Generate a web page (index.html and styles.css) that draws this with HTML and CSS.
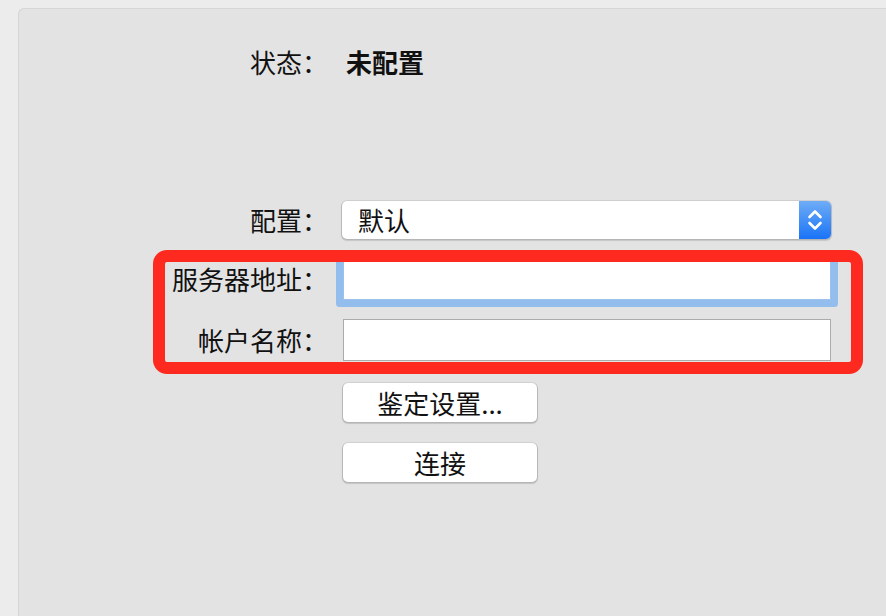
FILE: index.html
```html
<!DOCTYPE html>
<html lang="zh-CN">
<head>
<meta charset="utf-8">
<link rel="stylesheet" href="styles.css">
</head>
<body>
<div class="panel">
  <div class="row row-status">
    <div class="label">状态：</div>
    <div class="value">未配置</div>
  </div>
  <div class="row row-config">
    <div class="label">配置：</div>
    <div class="select">
      <span class="select-text">默认</span>
      <span class="stepper">
        <svg width="16" height="24" viewBox="0 0 16 24"><path d="M2.5 9 L8 3.5 L13.5 9" fill="none" stroke="#fff" stroke-width="2.6" stroke-linecap="round" stroke-linejoin="round"/><path d="M2.5 15 L8 20.5 L13.5 15" fill="none" stroke="#fff" stroke-width="2.6" stroke-linecap="round" stroke-linejoin="round"/></svg>
      </span>
    </div>
  </div>
  <div class="row row-field">
    <div class="label">服务器地址：</div>
    <div class="field focused"></div>
  </div>
  <div class="row row-field">
    <div class="label">帐户名称：</div>
    <div class="field"></div>
  </div>
  <div class="row row-btn first">
    <div class="spacer"></div>
    <div class="button">鉴定设置...</div>
  </div>
  <div class="row row-btn">
    <div class="spacer"></div>
    <div class="button">连接</div>
  </div>
  <div class="highlight"></div>
</div>
</body>
</html>
```

FILE: styles.css
```css
html, body {
  margin: 0;
  height: 100%;
}
body {
  background: #ececec;
  padding: 8px 0 0 18px;
  box-sizing: border-box;
  overflow: hidden;
  font-family: "Noto Sans CJK SC", "Noto Sans", sans-serif;
  color: #111;
}
.panel {
  position: relative;
  height: 100%;
  background: #e3e3e3;
  border-top: 1px solid #d6d6d6;
  border-left: 1px solid #d6d6d6;
  border-top-left-radius: 6px;
  display: flex;
  flex-direction: column;
  padding-top: 33px;
  box-sizing: border-box;
}
.row {
  display: grid;
  grid-template-columns: 309px 488px;
  column-gap: 15px;
  align-items: center;
}
.label {
  text-align: right;
  font-size: 26px;
  line-height: 30px;
  white-space: nowrap;
}
.value {
  font-size: 26px;
  line-height: 30px;
  font-weight: bold;
  padding-left: 3px;
}
.row-status {
  height: 40px;
}
.row-config {
  margin-top: 118px;
  height: 39px;
}
.select {
  margin-left: -1px;
  height: 38px;
  background: #fff;
  border-radius: 5px;
  box-shadow: 0 0 0 1px rgba(0,0,0,0.08), 0 1px 1px 1px rgba(0,0,0,0.13);
  display: flex;
  align-items: center;
  justify-content: space-between;
}
.select-text {
  font-size: 26px;
  line-height: 30px;
  padding-left: 16px;
}
.stepper {
  width: 32px;
  height: 38px;
  border-radius: 0 5px 5px 0;
  background: linear-gradient(#6eacf6, #1a74f8);
  display: flex;
  align-items: center;
  justify-content: center;
}
.row-field {
  margin-top: 19px;
  height: 42px;
}
.field {
  height: 42px;
  box-sizing: border-box;
  background: #fff;
  border: 1px solid #ababab;
}
.field.focused {
  border-color: #9cc1ec;
  box-shadow: 0 0 0 7px #93bdec;
  border-radius: 1px;
}
.row-btn {
  margin-top: 21px;
  height: 39px;
}
.row-btn.first {
  margin-top: 22px;
}
.button {
  width: 194px;
  height: 39px;
  box-sizing: border-box;
  background: #fff;
  border-radius: 5px;
  box-shadow: 0 0 0 1px rgba(0,0,0,0.07), 0 1px 1px 1px rgba(0,0,0,0.14);
  font-size: 26px;
  line-height: 39px;
  text-align: center;
}
.highlight {
  position: absolute;
  left: 134px;
  top: 241px;
  width: 710px;
  height: 124px;
  box-sizing: border-box;
  border: 12px solid #ff2a1f;
  border-radius: 14px;
}
```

· · · ·

» Exercise prompt
Establish how many lines of the material above hold the word "index". Nothing but the count should be returned.

» Result for this task
2